* begin *

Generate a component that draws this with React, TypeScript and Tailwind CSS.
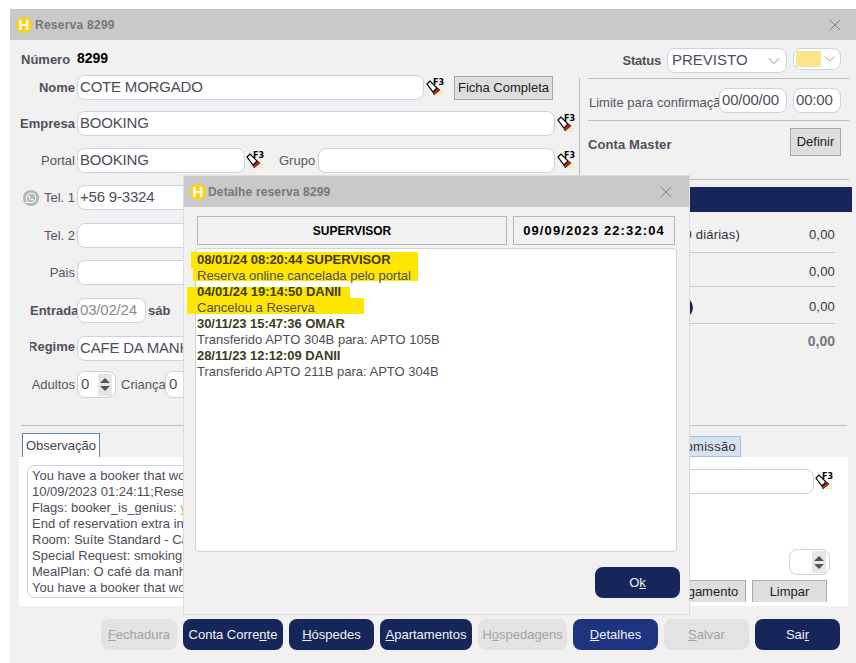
import type { ReactNode } from 'react';
import { ChevronDown, X } from 'lucide-react';
import { FaWhatsapp } from 'react-icons/fa';

const inputBox = 'rounded-lg border border-[#c8d4e4] bg-white text-[#4d4d58] overflow-hidden whitespace-nowrap';

function Logo() {
    return (
        <span className="relative flex h-[16px] w-[16px] shrink-0 items-center justify-center rounded-full bg-[#fbd40b] text-[15px] font-bold leading-none text-white">
            H
        </span>
    );
}

function F3Icon() {
    return (
        <svg width="20" height="20" viewBox="0 0 20 20" className="shrink-0">
            <path d="M1 6 L4 3 L11 10 L7 14 Z" fill="#fff" stroke="#000" strokeWidth="1.2" />
            <path d="M7 15 L12 10 L14 12 L8 17 Z" fill="#d2141c" stroke="#000" strokeWidth="0.5" />
            <path d="M10 16.5h8M12 14.5h6M14 12.5h4" stroke="#f0e640" strokeWidth="1" strokeDasharray="1 1" />
            <text x="7" y="7" fontSize="8" fontWeight="bold" fontFamily="'DejaVu Sans', sans-serif" fill="#000">
                F3
            </text>
        </svg>
    );
}

function Spinner() {
    return (
        <span className="flex h-[22px] w-[14px] shrink-0 flex-col items-center justify-center gap-[3px] bg-[#e6e6e6]">
            <span className="h-0 w-0 border-x-[5px] border-b-[5px] border-x-transparent border-b-[#555]" />
            <span className="h-0 w-0 border-x-[5px] border-t-[5px] border-x-transparent border-t-[#555]" />
        </span>
    );
}

function Field({ width, value, className = '' }: { width: string; value?: string; className?: string }) {
    return (
        <div className={`flex h-[25px] items-center px-[2px] text-[15px] tracking-[-0.2px] ${inputBox} ${width} ${className}`}>
            {value}
        </div>
    );
}

function Label({ children, bold }: { children: ReactNode; bold?: boolean }) {
    return (
        <div
            className={`flex w-[67px] shrink-0 justify-end overflow-hidden whitespace-nowrap pr-[2px] pt-[1px] text-[13px] ${
                bold ? 'font-bold text-[#50505a]' : 'text-[#555560]'
            }`}
        >
            {children}
        </div>
    );
}

function Row({ className, children }: { className: string; children: ReactNode }) {
    return <div className={`flex items-center ${className}`}>{children}</div>;
}

function NavButton({
    children,
    width,
    tone = 'navy',
}: {
    children: ReactNode;
    width: string;
    tone?: 'navy' | 'active' | 'off';
}) {
    const tones = {
        navy: 'bg-[#16265a] text-[#f2f2f2]',
        active: 'bg-[#1e3480] text-[#f2f2f2]',
        off: 'bg-[#e3e3e3] text-[#a3a3a3]',
    };
    return (
        <div className={`flex h-[31px] shrink-0 items-center justify-center rounded-lg text-[13px] ${width} ${tones[tone]}`}>
            {children}
        </div>
    );
}

function GrayButton({ children, className }: { children: ReactNode; className: string }) {
    return (
        <div
            className={`flex shrink-0 items-center justify-center border border-[#a9a9a9] bg-[#dedede] text-[13px] text-[#222] ${className}`}
        >
            {children}
        </div>
    );
}

function LeftForm() {
    return (
        <div className="w-[569px] shrink-0">
            <Row className="mt-[11px] h-[18px]">
                <div className="ml-[11px] w-[56px] text-[13px] font-bold text-[#50505a]">Número</div>
                <div className="-mt-[3px] text-[14px] font-bold text-black">8299</div>
            </Row>
            <Row className="mt-[6px] h-[25px]">
                <Label bold>Nome</Label>
                <Field width="w-[347px]" value="COTE MORGADO" />
                <div className="ml-[2px] w-[28px]">
                    <F3Icon />
                </div>
                <GrayButton className="h-[24px] w-[99px]">Ficha Completa</GrayButton>
            </Row>
            <Row className="mt-[11px] h-[25px]">
                <Label bold>Empresa</Label>
                <Field width="w-[478px]" value="BOOKING" />
                <div className="ml-[2px]">
                    <F3Icon />
                </div>
            </Row>
            <Row className="mt-[12px] h-[25px]">
                <Label>Portal</Label>
                <Field width="w-[168px]" value="BOOKING" />
                <div className="ml-[1px]">
                    <F3Icon />
                </div>
                <div className="ml-[13px] w-[39px] pt-[1px] text-[13px] text-[#555560]">Grupo</div>
                <Field width="w-[237px]" />
                <div className="ml-[2px]">
                    <F3Icon />
                </div>
            </Row>
            <Row className="mt-[12px] h-[25px]">
                <div className="relative flex w-[67px] shrink-0 items-center justify-end pr-[2px] pt-[1px] text-[13px] text-[#555560]">
                    <span className="mr-[5px] flex h-[16px] w-[16px] items-center justify-center rounded-full bg-[#b5b5b5] text-white">
                        <FaWhatsapp size={12} />
                    </span>
                    Tel. 1
                </div>
                <Field width="w-[240px]" value="+56 9-3324" />
            </Row>
            <Row className="mt-[13px] h-[25px]">
                <Label>Tel. 2</Label>
                <Field width="w-[240px]" />
            </Row>
            <Row className="mt-[12px] h-[25px]">
                <Label>Pais</Label>
                <Field width="w-[240px]" />
            </Row>
            <Row className="mt-[13px] h-[25px]">
                <div className="ml-[20px] w-[47px] shrink-0 overflow-hidden whitespace-nowrap text-[13px] font-bold text-[#50505a]">
                    Entrada
                </div>
                <Field width="w-[69px]" value="03/02/24" className="text-[#8b8b93]" />
                <div className="ml-[2px] text-[13px] font-bold text-[#50505a]">sáb</div>
            </Row>
            <Row className="mt-[13px] h-[25px]">
                <div className="-mt-[3px] flex w-[65px] shrink-0 justify-end">
                    <div className="flex w-[45px] justify-end overflow-hidden whitespace-nowrap text-[13px] font-bold text-[#50505a]">
                        Regime
                    </div>
                </div>
                <div className="w-[2px]" />
                <Field width="w-[240px]" value="CAFE DA MANHA" />
            </Row>
            <Row className="mt-[10px] h-[27px]">
                <Label>Adultos</Label>
                <div className={`flex h-[27px] w-[39px] items-center justify-between px-[3px] text-[15px] ${inputBox}`}>
                    0
                    <Spinner />
                </div>
                <div className="ml-[5px] w-[44px] whitespace-nowrap pt-[1px] text-[13px] text-[#555560]">Criança</div>
                <div className={`flex h-[27px] w-[40px] items-center px-[3px] text-[15px] ${inputBox}`}>0</div>
            </Row>
        </div>
    );
}

function SummaryRow({ className, children, value, strong }: { className: string; children?: ReactNode; value: string; strong?: boolean }) {
    return (
        <div className={`flex items-center justify-between border-[#c9c9c9] pl-[11px] ${className}`}>
            <div className="flex-1">{children}</div>
            <div className={strong ? 'text-[14px] font-bold text-[#77777f]' : 'text-[13px] tracking-[0.2px] text-[#33333b]'}>
                {value}
            </div>
        </div>
    );
}

function RightForm() {
    return (
        <div className="flex-1">
            <div className="mt-[8px] flex h-[25px] items-center justify-end pr-[15px]">
                <div className="mr-[6px] pt-[1px] text-[13px] font-bold tracking-[-0.2px] text-[#50505a]">Status</div>
                <div className={`flex h-[25px] w-[120px] items-center justify-between pl-[4px] pr-[2px] text-[15px] ${inputBox}`}>
                    PREVISTO
                    <ChevronDown size={20} strokeWidth={1} className="text-[#777]" />
                </div>
                <div className={`ml-[6px] flex h-[22px] w-[48px] items-center justify-between self-start pl-[2px] pr-[2px] ${inputBox}`}>
                    <span className="h-[16px] w-[26px] bg-[#fde48a]" />
                    <ChevronDown size={18} strokeWidth={1} className="text-[#777]" />
                </div>
            </div>
            <div className="mt-[5px] h-[109px] border-l border-[#bdbdbd] pl-[8px] pr-[7px]">
                <div className="mt-[2px] border-t border-[#bdbdbd]" />
                <div className="mt-[9px] flex h-[25px] items-center pr-[8px]">
                    <div className="ml-[1px] mt-[4px] w-[130px] overflow-hidden whitespace-nowrap text-[13px] text-[#555560]">
                        Limite para confirmação
                    </div>
                    <Field width="w-[68px]" value="00/00/00" />
                    <Field width="w-[48px]" value="00:00" className="ml-[6px]" />
                </div>
                <div className="mt-[7px] border-t border-[#bdbdbd]" />
                <div className="mt-[7px] flex h-[28px] items-center justify-between pr-[8px]">
                    <div className="mt-[5px] text-[13px] font-bold tracking-[0.1px] text-[#50505a]">Conta Master</div>
                    <GrayButton className="h-[28px] w-[51px]">Definir</GrayButton>
                </div>
                <div className="mt-[23px] border-t border-[#bdbdbd]" />
            </div>
            <div className="mr-[4px] h-[25px] bg-[#16265a]" />
            <div className="mr-[21px]">
                <SummaryRow className="h-[41px] border-b pt-[5px]" value="0,00">
                    <div className="w-[150px] whitespace-nowrap text-right text-[13px] tracking-[0.2px] text-[#33333b]">
                        (10 diárias)
                    </div>
                </SummaryRow>
                <SummaryRow className="h-[34px] border-b pt-[5px]" value="0,00" />
                <SummaryRow className="h-[37px] border-b pt-[4px]" value="0,00">
                    <div className="h-[21px] w-[103px] rounded-full bg-[#16265a]" />
                </SummaryRow>
                <SummaryRow className="h-[34px]" value="0,00" strong />
            </div>
        </div>
    );
}

function NotesPanel() {
    const lines: ReactNode[] = [
        'You have a booker that would',
        '10/09/2023 01:24:11;Reserva',
        <>
            Flags: booker_is_genius: <span className="text-[#e8a64a]">yes</span>
        </>,
        'End of reservation extra info',
        'Room: Suíte Standard - Casal',
        'Special Request: smoking pref',
        'MealPlan: O café da manhã',
        'You have a booker that would',
    ];
    return (
        <>
            <div className="mt-[8px] flex h-[23px] items-end pl-[12px] pr-[115px] text-[13px]">
                <div className="flex h-[24px] w-[78px] items-center justify-center border border-b-0 border-[#5f82a8] bg-white text-[#444]">
                    Observação
                </div>
                <div className="ml-auto flex h-[21px] w-[100px] items-center justify-end border border-[#a9c0da] bg-[#d6e2f0] pr-[4px] tracking-[0.3px] text-[#333]">
                    Comissão
                </div>
            </div>
            <div className="ml-[9px] mr-[8px] flex h-[149px] justify-between bg-white pl-[8px] pr-[13px] pt-[8px]">
                <div className="h-[133px] w-[400px] rounded-lg border border-[#c8d4e4] px-[4px] pt-[2px] text-[13px] leading-[16px] text-[#4d4d58]">
                    {lines.map((line, i) => (
                        <div key={i} className="whitespace-nowrap">
                            {line}
                        </div>
                    ))}
                </div>
                <div className="flex w-[300px] flex-col items-end pt-[4px]">
                    <div className="flex items-center">
                        <Field width="w-[280px]" />
                        <div className="ml-[1px]">
                            <F3Icon />
                        </div>
                    </div>
                    <div className="mr-[5px] mt-[55px] flex h-[26px] w-[41px] items-center justify-end rounded-lg border border-[#c8d4e4] pr-[3px]">
                        <Spinner />
                    </div>
                    <div className="mr-[8px] mt-[5px] flex gap-[6px]">
                        <GrayButton className="h-[22px] w-[82px] border-b-0">Pagamento</GrayButton>
                        <GrayButton className="h-[22px] w-[75px] border-b-0">Limpar</GrayButton>
                    </div>
                </div>
            </div>
        </>
    );
}

function LogEntry({ head, text }: { head: string; text: string }) {
    return (
        <>
            <div className="font-bold tracking-[-0.05px] text-[#3c3c22]">{head}</div>
            <div>{text}</div>
        </>
    );
}

function DetailDialog() {
    return (
        <div className="absolute left-[183px] top-[175px] h-[440px] w-[507px] border border-[#dcdcdc] bg-[#f1f1f1]">
            <div className="flex h-[31px] items-center justify-between bg-[#c9c9c9] pl-[6px] pr-[13px]">
                <div className="flex items-center gap-[2px] text-[12px] font-bold tracking-[0.15px] text-[#77777a]">
                    <Logo />
                    Detalhe reserva 8299
                </div>
                <X size={20} strokeWidth={1.1} className="text-[#777]" />
            </div>
            <div className="ml-[13px] mt-[9px] flex gap-[6px]">
                <div className="flex h-[29px] w-[310px] items-center justify-center border border-[#b5b5b5] text-[12px] font-bold text-black">
                    SUPERVISOR
                </div>
                <div className="flex h-[29px] w-[162px] items-center justify-center border border-[#b5b5b5] text-[13px] font-bold tracking-[1.1px] text-black">
                    09/09/2023 22:32:04
                </div>
            </div>
            <div className="relative ml-[11px] mt-[3px] h-[304px] w-[482px] rounded-sm border border-[#c8d4e4] bg-white pl-[1px]">
                <div className="absolute left-[-5px] top-[3px] h-[16px] w-[227px] bg-[#ffe600]" />
                <div className="absolute left-[-3px] top-[19px] h-[13px] w-[225px] bg-[#ffe600]" />
                <div className="absolute left-[-9px] top-[38px] h-[11px] w-[163px] bg-[#ffe600]" />
                <div className="absolute left-[-9px] top-[49px] h-[16px] w-[177px] bg-[#ffe600]" />
                <div className="relative pt-[3px] text-[13px] leading-[16px] text-[#4d4d58]">
                    <LogEntry head="08/01/24 08:20:44 SUPERVISOR" text="Reserva online cancelada pelo portal" />
                    <LogEntry head="04/01/24 19:14:50 DANII" text="Cancelou a Reserva" />
                    <LogEntry head="30/11/23 15:47:36 OMAR" text="Transferido APTO 304B para: APTO 105B" />
                    <LogEntry head="28/11/23 12:12:09 DANII" text="Transferido APTO 211B para: APTO 304B" />
                </div>
            </div>
            <div className="mr-[9px] mt-[15px] flex justify-end">
                <NavButton width="w-[85px]">
                    O<u>k</u>
                </NavButton>
            </div>
        </div>
    );
}

export default function App() {
    return (
        <div
            className="relative h-[663px] w-[856px] overflow-hidden bg-white pl-[10px] pt-[9px]"
            style={{ fontFamily: "'Liberation Sans', Arial, sans-serif" }}
        >
            <div className="h-[654px] w-[846px] bg-[#f1f1f1]">
                <div className="flex h-[31px] items-center justify-between bg-[#c9c9c9] pl-[6px] pr-[11px]">
                    <div className="flex items-center gap-[3px] text-[12px] font-bold tracking-[0.25px] text-[#77777a]">
                        <Logo />
                        Reserva 8299
                    </div>
                    <X size={20} strokeWidth={1.1} className="text-[#777]" />
                </div>
                <div className="flex h-[385px]">
                    <LeftForm />
                    <RightForm />
                </div>
                <div className="ml-[11px] mr-[9px] border-t border-[#bdbdbd]" />
                <NotesPanel />
                <div className="ml-[91px] mt-[13px] flex gap-[6px]">
                    <NavButton width="w-[76px]" tone="off">
                        <u>F</u>echadura
                    </NavButton>
                    <NavButton width="w-[100px]">
                        Conta Corre<u>n</u>te
                    </NavButton>
                    <NavButton width="w-[85px]">
                        <u>H</u>óspedes
                    </NavButton>
                    <NavButton width="w-[92px]">
                        <u>A</u>partamentos
                    </NavButton>
                    <NavButton width="w-[89px]" tone="off">
                        H<u>o</u>spedagens
                    </NavButton>
                    <NavButton width="w-[85px]" tone="active">
                        <u>D</u>etalhes
                    </NavButton>
                    <NavButton width="w-[85px]" tone="off">
                        <u>S</u>alvar
                    </NavButton>
                    <NavButton width="w-[85px]">
                        Sai<u>r</u>
                    </NavButton>
                </div>
            </div>
            <DetailDialog />
        </div>
    );
}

* end *

### Problem description
Pictures stay out. Print the data exactly, from its first line through the line containing "const inputBox = 'rounded-lg".

### Written response
Generate a component that draws this with React, TypeScript and Tailwind CSS.
import type { ReactNode } from 'react';
import { ChevronDown, X } from 'lucide-react';
import { FaWhatsapp } from 'react-icons/fa';

const inputBox = 'rounded-lg border border-[#c8d4e4] bg-white text-[#4d4d58] overflow-hidden whitespace-nowrap';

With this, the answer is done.